Jeffery Woodke, a U.S. missionary who was kidnapped by armed men from his home in Niger, West Africa, on Friday after they killed his two guards, is now believed to be in the hands of a drug-trafficking jihadist group called The Movement for Unity and Jihad in West Africa (MUJAO).
“We think this is the MUJAO,” Nigerien Interior Minister Mohamed Bazoum told the AFP. “We followed the kidnappers when they crossed the Malian border. They headed to the Menaka region (eastern Mali ), near the Niger border, an area controlled by the Mujao.”
According to the Terrorism Research and Analysis Consortium, the MUJAO is a splinter group of the Organization of al-Qaeda in the Islamic Maghreb, which formally announced its existence following its abduction of three humanitarian workers from a Saharan refugee camp in Tindouf on Oct. 23, 2011. MUJAO’s leaders are known to be drug traffickers involved in the drug trade in the Sahel and southern Algeria.
A Paris Match report suggests that Woodke’s kidnapping could be the result of a dispute concerning a stolen drug shipment which implicates a local government official. Woodke, who is affectionately known as the “white wolf,” is being used as collateral.

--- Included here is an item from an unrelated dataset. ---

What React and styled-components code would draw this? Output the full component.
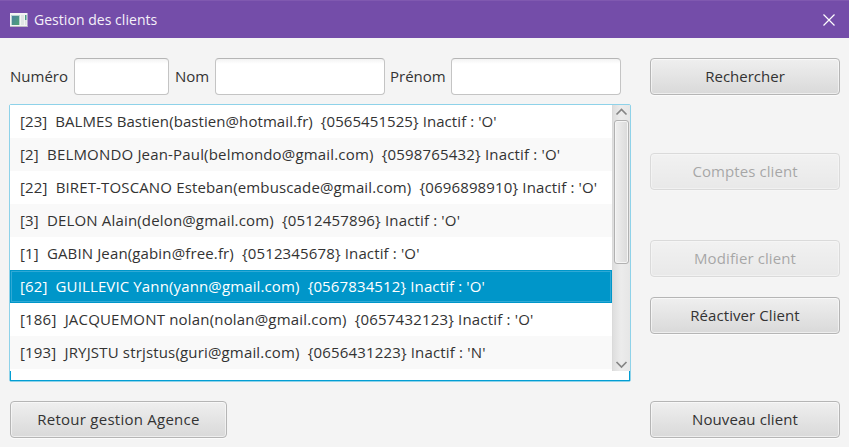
import React from "react";
import styled, { createGlobalStyle, css } from "styled-components";

const GlobalStyle = createGlobalStyle`
  * { box-sizing: border-box; }
  body {
    margin: 0;
    background: #f4f4f4;
    font-family: "Open Sans", "Noto Sans", sans-serif;
    font-size: 15px;
    color: #333;
  }
`;

const Window = styled.div`
  width: 849px;
  height: 447px;
  overflow: hidden;
  background: #f4f4f4;
`;

const TitleBar = styled.header`
  display: flex;
  align-items: center;
  height: 38px;
  padding: 0 13px 0 10px;
  background: #744da9;
  border-top: 1px solid #8059b0;
  color: #f5f1f9;
  font-size: 14px;
`;

const Title = styled.h1`
  flex: 1;
  margin: 0 0 0 6px;
  font-size: 14px;
  font-weight: 400;
  line-height: 20px;
  letter-spacing: 0.04px;
`;

const CloseButton = styled.button`
  display: flex;
  padding: 0;
  border: 0;
  background: none;
`;

const Content = styled.main`
  display: grid;
  grid-template-columns: 622px 190px;
  column-gap: 19px;
  padding: 20px 0 0 9px;
`;

const MainColumn = styled.section`
  display: flex;
  flex-direction: column;
`;

const SearchRow = styled.div`
  display: flex;
  height: 37px;
  padding-left: 1px;
  margin-bottom: 9px;
`;

const Label = styled.label`
  width: ${(p) => p.$width}px;
  line-height: 36px;
  white-space: nowrap;
`;

const TextField = styled.input`
  width: ${(p) => p.$width}px;
  height: 37px;
  margin-right: ${(p) => p.$after || 0}px;
  padding: 0 8px;
  border: 1px solid #c4c4c4;
  border-top-color: #b5b5b5;
  border-radius: 4px;
  background: linear-gradient(#f3f3f3, #fff 5px);
  font: inherit;
  outline: none;
`;

const ListBox = styled.div`
  display: flex;
  flex-direction: column;
  height: 278px;
  border: 1px solid #8ed2e9;
  border-radius: 2px;
  background: #fff;
`;

const Viewport = styled.div`
  display: flex;
  height: 266px;
`;

const List = styled.ul`
  flex: 1;
  min-width: 0;
  margin: 0;
  padding: 0;
  list-style: none;
`;

const ListFooter = styled.div`
  height: 10px;
  border: solid #039ed3;
  border-width: 0 1px 1px;
`;

const Item = styled.li`
  height: 33px;
  padding-left: 10px;
  line-height: 33px;
  white-space: pre;
  letter-spacing: ${(p) => p.$tracking}px;
  background: ${(p) => (p.$striped ? "#f9f9f9" : "#fff")};
  ${(p) =>
    p.$selected &&
    css`
      background: #0096c9;
      color: #fff;
      box-shadow: inset 0 0 0 1px #0096c9, inset 0 0 0 2px #30a9d5;
    `}
`;

const ScrollBar = styled.div`
  display: flex;
  flex-direction: column;
  align-items: center;
  width: 18px;
  height: 266px;
  background: linear-gradient(90deg, #d6d6d6 0, #dedede 1px, #ececec 9px, #e6e6e6);
`;

const Arrow = styled.svg`
  display: block;
  width: 18px;
  height: 15px;
`;

const Thumb = styled.div`
  width: 15px;
  height: 144px;
  margin-bottom: 92px;
  border: 1px solid #b1b1b1;
  border-radius: 3px;
  background: linear-gradient(90deg, #efefef, #dadada);
  box-shadow: inset 0 0 0 1px #f5f5f5;
`;

const Actions = styled.aside`
  display: flex;
  flex-direction: column;
`;

const Button = styled.button`
  width: ${(p) => p.$width || 190}px;
  height: 37px;
  flex: none;
  margin: ${(p) => p.$top || 0}px 0 0 ${(p) => p.$left || 0}px;
  padding: 0 0 1px;
  border: 1px solid #b5b5b5;
  border-radius: 4px;
  background: linear-gradient(#efefef, #d9d9d9);
  box-shadow: inset 0 0 0 1px rgba(255, 255, 255, 0.55), 0 1px 0 #fbfbfb;
  color: #333;
  font: inherit;
  letter-spacing: ${(p) => p.$tracking || 0}px;
  white-space: nowrap;
  &:disabled { opacity: 0.4; }
`;

const clients = [
  ["[23]  BALMES Bastien(bastien@hotmail.fr)  {0565451525} Inactif : 'O'", 0.075],
  ["[2]  BELMONDO Jean-Paul(belmondo@gmail.com)  {0598765432} Inactif : 'O'", 0.175],
  ["[22]  BIRET-TOSCANO Esteban(embuscade@gmail.com)  {0696898910} Inactif : 'O'", 0.145],
  ["[3]  DELON Alain(delon@gmail.com)  {0512457896} Inactif : 'O'", 0.16],
  ["[1]  GABIN Jean(gabin@free.fr)  {0512345678} Inactif : 'O'", 0.14],
  ["[62]  GUILLEVIC Yann(yann@gmail.com)  {0567834512} Inactif : 'O'", 0.13],
  ["[186]  JACQUEMONT nolan(nolan@gmail.com)  {0657432123} Inactif : 'O'", 0.185],
  ["[193]  JRYJSTU strjstus(guri@gmail.com)  {0656431223} Inactif : 'N'", 0.165],
];
const selectedIndex = 5;

function WindowIcon() {
  return (
    <svg width="18" height="16" viewBox="0 0 18 16">
      <defs>
        <linearGradient id="pane" x1="0" y1="0" x2="1" y2="1">
          <stop offset="0" stopColor="#4b80a0" />
          <stop offset="1" stopColor="#4fa274" />
        </linearGradient>
      </defs>
      <path d="M0 1h17.5v14H0z" fill="#f3f3f3" />
      <path d="M0 14h17.5v1H0z" fill="#bdb9c2" />
      <path d="M1 3h9v10H1z" fill="#bad2d1" />
      <path d="M2 4h7v9H2z" fill="url(#pane)" />
      <path d="M11 3h3v10h-3z" fill="#e1e5e5" />
      <path d="M15 3h1.5v5H15z" fill="#4b9a88" />
      <path d="M15 8h1.5v5H15z" fill="#dbe4df" />
    </svg>
  );
}

export default function App() {
  return (
    <>
      <GlobalStyle />
      <Window>
        <TitleBar>
          <WindowIcon />
          <Title>Gestion des clients</Title>
          <CloseButton aria-label="Fermer">
            <svg width="14" height="14" viewBox="0 0 14 14">
              <path d="M1.5 1.5l11 11M12.5 1.5l-11 11" stroke="#fff" strokeWidth="1.2" />
            </svg>
          </CloseButton>
        </TitleBar>
        <Content>
          <MainColumn>
            <SearchRow>
              <Label $width={64} htmlFor="numero">Numéro</Label>
              <TextField id="numero" $width={95} $after={6} />
              <Label $width={40} htmlFor="nom">Nom</Label>
              <TextField id="nom" $width={170} $after={5} />
              <Label $width={61} htmlFor="prenom">Prénom</Label>
              <TextField id="prenom" $width={170} />
            </SearchRow>
            <ListBox>
              <Viewport>
                <List>
                  {clients.map(([text, tracking], i) => (
                    <Item
                      key={text}
                      $tracking={tracking}
                      $striped={i % 2 === 1}
                      $selected={i === selectedIndex}
                    >
                      {text}
                    </Item>
                  ))}
                </List>
                <ScrollBar>
                  <Arrow viewBox="0 0 18 15">
                    <path d="M4.5 9.5L9.5 4.5L14.5 9.5" fill="none" stroke="#858585" strokeWidth="1.7" />
                  </Arrow>
                  <Thumb />
                  <Arrow viewBox="0 0 18 15">
                    <path d="M4.5 6L9.5 11L14.5 6" fill="none" stroke="#858585" strokeWidth="1.7" />
                  </Arrow>
                </ScrollBar>
              </Viewport>
              <ListFooter />
            </ListBox>
            <Button $width={217} $top={19} $left={1} $tracking={0.25}>
              Retour gestion Agence
            </Button>
          </MainColumn>
          <Actions>
            <Button>Rechercher</Button>
            <Button $top={58} $tracking={0.08} disabled>Comptes client</Button>
            <Button $top={50} $tracking={0.1} disabled>Modifier client</Button>
            <Button $top={20} $tracking={0.08}>Réactiver Client</Button>
            <Button $top={67} $tracking={0.1}>Nouveau client</Button>
          </Actions>
        </Content>
      </Window>
    </>
  );
}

The missionary, who is from McKinlyville, California, is a longtime aid worker with The Youth With A Mission charity and has been living in Niger since 1992. As recently as Sept. 17, he was also listed as an instructor at Redwood Coast School of Missions which is operated by the Arcata First Baptist Church.
Although he is a proud believer in Christ, a Le Monde report said Woodke never proselytized while he was in Niger with his wife and two sons. The sons reportedly returned to the U.S. with their mother in 2006 to pursue graduate studies while Woodke split his time between the U.S. and his work in Niger.
The Christian Post reached out to YWAM for comment on the investigation into Woodke’s kidnapping on Tuesday but no one was available.
A representative from Arcata First Baptist Church said the organization is expected to release a statement on the kidnapping soon.
“All I can say is YWAM is handling all media requests and will be coming out with an official statement,” the representative of Arcata First Baptist Church told CP on Tuesday.
On Friday night according to Reuters, the gunmen raided Woodke’s house in central Niger, killing his guard and housekeeper before driving him across the desert toward Mali.
Residents reported hearing gunfire near Woodke’s home late on Friday and the town’s Mayor, Ahmed Dilo, told Reuters that gunmen first came on a motorbike to kill Woodke’s guard before whisking the missionary off in a truck.
A government source also told CNN on condition of anonymity that witnesses in Abalak said the gunmen also forced Woodke to strip down to his undergarments before putting him in their four-wheel drive vehicle. The source said removing clothes from hostages was a usual practice of terrorist groups trying to avoid being tracked.
Pete Thompson, a spokesperson for YWAM, told the Independent on Saturday that JEMED was a partner organization.
“It is not known where he has been taken and no group has yet claimed responsibility for his abduction,” Thompson said.
“His family have been informed and the U.S. government is tracking the situation,” he added.
“We are aware of reports of the kidnapping of a U.S. citizen in Niger,” a State Department official told The New York Times after the abduction late Friday. “The U.S. Department of State has no higher priority than the safety and security of U.S. citizens overseas.”